-- Given request --
Using the records provided below, locate and copy each line that contains the word "React".

-- Data supplied --
---------------
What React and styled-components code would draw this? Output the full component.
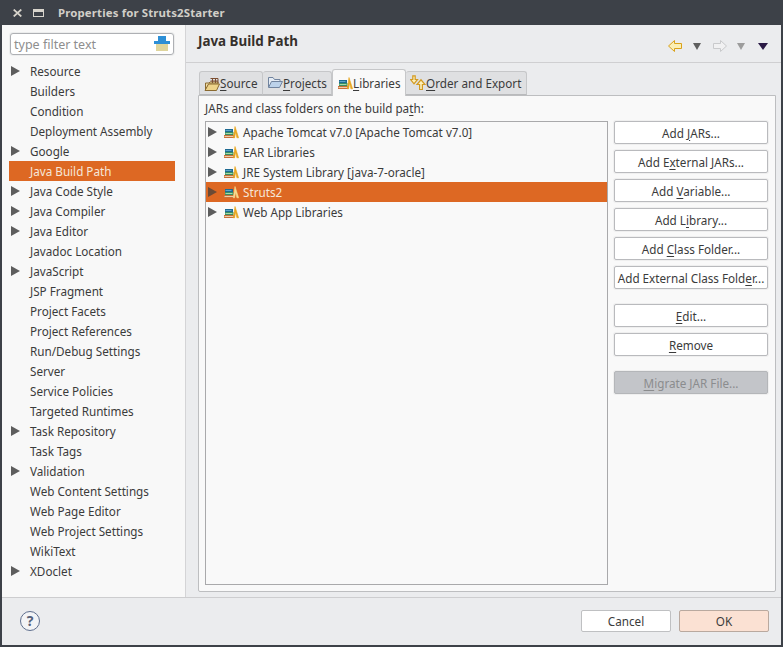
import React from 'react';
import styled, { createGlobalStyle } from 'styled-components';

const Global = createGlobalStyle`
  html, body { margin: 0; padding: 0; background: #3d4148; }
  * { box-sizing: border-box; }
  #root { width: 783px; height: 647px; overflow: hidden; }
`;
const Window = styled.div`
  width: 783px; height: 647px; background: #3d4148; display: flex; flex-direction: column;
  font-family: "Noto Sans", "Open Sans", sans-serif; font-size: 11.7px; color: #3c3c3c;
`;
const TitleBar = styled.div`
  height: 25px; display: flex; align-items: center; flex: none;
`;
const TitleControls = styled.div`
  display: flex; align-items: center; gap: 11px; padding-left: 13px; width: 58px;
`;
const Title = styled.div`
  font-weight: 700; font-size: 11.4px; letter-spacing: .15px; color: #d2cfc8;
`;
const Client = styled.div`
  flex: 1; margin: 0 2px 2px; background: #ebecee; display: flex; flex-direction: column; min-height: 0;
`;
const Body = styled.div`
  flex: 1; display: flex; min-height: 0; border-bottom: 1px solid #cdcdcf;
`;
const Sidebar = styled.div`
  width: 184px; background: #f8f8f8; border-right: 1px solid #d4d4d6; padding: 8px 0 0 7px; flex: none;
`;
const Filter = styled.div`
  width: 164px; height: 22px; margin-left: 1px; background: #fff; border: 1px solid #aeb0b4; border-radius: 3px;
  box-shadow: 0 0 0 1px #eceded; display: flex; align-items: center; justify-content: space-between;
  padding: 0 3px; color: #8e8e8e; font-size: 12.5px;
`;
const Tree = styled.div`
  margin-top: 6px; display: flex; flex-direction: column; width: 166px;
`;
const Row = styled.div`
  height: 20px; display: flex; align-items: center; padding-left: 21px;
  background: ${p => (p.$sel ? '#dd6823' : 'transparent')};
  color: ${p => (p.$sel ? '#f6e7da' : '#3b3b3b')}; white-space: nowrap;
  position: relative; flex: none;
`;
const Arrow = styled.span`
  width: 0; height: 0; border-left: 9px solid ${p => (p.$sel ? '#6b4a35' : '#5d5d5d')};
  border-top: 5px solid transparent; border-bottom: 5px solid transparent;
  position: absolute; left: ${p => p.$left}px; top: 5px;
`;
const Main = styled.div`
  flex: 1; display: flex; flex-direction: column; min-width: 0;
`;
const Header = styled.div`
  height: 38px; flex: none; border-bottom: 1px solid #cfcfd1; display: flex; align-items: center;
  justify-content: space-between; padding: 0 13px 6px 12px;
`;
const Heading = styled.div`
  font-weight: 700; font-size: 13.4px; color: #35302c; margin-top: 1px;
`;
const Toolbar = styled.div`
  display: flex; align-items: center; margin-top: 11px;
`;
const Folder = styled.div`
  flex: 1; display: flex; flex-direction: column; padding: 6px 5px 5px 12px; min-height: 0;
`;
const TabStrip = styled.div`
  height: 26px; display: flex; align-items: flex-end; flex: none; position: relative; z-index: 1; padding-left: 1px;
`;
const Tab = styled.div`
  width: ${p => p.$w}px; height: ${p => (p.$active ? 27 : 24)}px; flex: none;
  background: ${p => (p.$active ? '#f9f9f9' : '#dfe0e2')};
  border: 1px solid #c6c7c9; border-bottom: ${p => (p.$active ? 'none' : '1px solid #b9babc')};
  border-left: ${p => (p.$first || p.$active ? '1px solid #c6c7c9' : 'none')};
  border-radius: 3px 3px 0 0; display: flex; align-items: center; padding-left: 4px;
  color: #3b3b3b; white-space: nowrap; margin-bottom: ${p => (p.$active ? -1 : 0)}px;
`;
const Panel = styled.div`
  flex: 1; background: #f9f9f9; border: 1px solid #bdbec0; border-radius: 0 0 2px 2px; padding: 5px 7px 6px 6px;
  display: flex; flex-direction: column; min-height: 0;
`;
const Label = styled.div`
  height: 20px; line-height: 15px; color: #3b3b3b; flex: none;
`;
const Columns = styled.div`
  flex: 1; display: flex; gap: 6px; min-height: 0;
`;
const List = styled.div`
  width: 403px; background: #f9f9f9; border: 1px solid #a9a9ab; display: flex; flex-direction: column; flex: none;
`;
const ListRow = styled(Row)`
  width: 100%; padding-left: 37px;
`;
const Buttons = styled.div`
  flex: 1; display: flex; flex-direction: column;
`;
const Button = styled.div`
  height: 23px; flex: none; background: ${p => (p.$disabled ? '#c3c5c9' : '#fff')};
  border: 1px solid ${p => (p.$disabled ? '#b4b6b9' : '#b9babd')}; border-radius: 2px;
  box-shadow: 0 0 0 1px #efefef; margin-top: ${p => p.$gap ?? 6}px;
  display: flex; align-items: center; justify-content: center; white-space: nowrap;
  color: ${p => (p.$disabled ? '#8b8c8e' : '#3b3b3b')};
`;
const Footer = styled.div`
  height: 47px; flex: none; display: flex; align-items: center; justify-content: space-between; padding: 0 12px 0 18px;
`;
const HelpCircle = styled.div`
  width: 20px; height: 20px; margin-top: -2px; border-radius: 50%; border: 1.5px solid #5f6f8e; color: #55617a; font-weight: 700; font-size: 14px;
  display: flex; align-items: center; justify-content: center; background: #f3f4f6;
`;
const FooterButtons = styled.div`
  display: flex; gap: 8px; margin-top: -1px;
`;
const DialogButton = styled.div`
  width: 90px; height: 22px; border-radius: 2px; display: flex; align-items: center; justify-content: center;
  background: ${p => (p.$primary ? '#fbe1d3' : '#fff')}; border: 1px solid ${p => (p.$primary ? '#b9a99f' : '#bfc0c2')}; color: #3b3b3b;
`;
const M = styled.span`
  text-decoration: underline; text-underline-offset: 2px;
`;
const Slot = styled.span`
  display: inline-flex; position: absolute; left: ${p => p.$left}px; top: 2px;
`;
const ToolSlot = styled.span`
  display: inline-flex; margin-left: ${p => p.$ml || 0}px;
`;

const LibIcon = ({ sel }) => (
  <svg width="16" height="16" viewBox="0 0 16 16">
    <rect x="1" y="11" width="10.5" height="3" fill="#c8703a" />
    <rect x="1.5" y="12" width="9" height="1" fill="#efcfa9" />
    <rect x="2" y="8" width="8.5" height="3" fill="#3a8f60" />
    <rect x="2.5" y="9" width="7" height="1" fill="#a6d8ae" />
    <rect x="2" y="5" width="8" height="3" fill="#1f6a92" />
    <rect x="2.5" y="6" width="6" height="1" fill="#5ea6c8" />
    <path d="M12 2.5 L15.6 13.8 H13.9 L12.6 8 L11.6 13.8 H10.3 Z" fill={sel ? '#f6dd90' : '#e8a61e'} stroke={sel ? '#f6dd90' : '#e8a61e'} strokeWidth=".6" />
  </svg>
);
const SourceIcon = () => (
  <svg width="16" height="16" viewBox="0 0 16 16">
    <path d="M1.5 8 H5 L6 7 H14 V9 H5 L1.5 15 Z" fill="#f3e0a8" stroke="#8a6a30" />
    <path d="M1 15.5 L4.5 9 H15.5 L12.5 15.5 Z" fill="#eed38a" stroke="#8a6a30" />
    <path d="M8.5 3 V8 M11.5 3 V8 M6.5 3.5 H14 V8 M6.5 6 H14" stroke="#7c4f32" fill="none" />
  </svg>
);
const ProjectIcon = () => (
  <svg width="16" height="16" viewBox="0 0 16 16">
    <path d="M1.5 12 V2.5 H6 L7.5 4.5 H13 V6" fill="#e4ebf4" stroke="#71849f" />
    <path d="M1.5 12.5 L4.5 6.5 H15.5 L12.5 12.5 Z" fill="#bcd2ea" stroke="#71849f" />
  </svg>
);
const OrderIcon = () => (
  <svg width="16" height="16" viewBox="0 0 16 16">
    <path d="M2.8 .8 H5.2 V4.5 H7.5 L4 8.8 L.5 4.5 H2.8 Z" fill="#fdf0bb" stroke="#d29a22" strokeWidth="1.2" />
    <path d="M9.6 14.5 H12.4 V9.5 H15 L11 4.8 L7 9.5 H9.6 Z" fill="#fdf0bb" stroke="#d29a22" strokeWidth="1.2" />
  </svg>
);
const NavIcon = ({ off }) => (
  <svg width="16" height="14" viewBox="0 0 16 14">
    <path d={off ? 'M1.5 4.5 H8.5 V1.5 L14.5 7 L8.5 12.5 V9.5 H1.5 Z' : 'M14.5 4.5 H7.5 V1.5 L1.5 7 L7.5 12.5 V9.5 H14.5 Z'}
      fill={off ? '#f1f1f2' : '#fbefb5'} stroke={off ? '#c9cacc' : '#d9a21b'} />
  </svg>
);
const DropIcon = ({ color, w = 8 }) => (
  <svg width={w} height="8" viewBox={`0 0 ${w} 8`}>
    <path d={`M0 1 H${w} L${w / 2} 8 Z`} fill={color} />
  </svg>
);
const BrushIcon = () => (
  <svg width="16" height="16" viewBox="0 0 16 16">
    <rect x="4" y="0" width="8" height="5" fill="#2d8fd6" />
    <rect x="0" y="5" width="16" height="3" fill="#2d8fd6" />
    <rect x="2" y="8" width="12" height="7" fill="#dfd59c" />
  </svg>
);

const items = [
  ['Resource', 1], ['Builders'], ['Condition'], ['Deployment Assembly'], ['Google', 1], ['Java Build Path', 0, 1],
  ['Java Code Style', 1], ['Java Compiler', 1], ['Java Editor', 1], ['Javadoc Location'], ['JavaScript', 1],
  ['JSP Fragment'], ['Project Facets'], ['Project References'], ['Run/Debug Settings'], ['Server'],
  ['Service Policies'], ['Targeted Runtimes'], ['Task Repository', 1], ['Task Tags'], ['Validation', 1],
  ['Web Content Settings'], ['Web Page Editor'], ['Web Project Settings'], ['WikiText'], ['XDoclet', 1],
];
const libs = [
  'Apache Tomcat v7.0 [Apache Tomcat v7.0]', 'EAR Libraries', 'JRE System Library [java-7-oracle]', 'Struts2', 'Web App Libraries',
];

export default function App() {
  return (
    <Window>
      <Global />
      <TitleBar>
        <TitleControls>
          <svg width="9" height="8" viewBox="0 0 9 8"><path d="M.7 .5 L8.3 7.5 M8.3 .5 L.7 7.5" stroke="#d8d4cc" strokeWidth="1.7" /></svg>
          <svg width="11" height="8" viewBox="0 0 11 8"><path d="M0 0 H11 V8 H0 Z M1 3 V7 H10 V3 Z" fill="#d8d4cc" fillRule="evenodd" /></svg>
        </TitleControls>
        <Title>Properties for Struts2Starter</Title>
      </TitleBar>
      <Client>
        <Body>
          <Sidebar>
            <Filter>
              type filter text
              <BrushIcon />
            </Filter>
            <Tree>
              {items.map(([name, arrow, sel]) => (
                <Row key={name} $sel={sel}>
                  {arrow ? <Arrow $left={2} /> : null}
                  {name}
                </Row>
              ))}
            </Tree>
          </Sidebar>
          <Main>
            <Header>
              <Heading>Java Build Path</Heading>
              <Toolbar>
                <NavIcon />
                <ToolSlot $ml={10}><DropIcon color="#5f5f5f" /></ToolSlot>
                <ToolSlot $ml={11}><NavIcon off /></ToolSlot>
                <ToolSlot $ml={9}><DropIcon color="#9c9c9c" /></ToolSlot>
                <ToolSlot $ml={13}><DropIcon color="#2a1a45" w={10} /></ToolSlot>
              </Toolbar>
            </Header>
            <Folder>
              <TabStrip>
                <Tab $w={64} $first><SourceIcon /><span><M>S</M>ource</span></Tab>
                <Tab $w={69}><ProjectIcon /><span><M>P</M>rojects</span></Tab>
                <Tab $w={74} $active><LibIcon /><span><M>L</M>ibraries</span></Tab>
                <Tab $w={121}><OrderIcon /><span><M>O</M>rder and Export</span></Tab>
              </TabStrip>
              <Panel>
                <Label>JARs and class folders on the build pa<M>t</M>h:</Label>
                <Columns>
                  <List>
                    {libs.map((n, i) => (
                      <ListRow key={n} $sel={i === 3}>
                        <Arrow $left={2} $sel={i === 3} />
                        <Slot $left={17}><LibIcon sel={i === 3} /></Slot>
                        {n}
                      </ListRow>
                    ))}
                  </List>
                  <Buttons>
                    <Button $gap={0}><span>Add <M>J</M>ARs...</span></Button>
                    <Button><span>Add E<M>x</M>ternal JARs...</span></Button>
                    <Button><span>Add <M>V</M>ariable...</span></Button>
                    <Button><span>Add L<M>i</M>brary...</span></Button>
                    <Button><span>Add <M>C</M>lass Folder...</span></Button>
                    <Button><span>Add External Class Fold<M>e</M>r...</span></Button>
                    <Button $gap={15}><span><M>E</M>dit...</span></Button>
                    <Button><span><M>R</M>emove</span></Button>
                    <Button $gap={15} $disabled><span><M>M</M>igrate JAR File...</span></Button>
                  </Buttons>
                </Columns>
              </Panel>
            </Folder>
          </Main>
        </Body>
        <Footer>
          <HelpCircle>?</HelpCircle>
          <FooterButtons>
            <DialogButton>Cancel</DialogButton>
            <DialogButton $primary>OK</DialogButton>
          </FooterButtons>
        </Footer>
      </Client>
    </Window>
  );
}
---------------
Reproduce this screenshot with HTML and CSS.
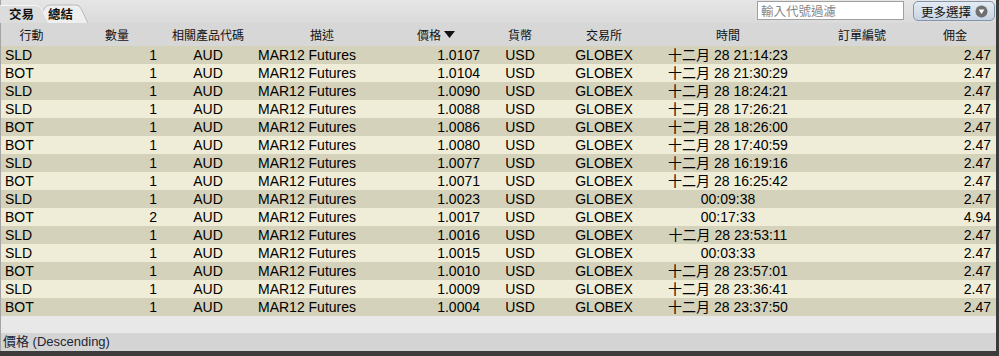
---------------
-- Task output --
What React and styled-components code would draw this? Output the full component.
import React from 'react';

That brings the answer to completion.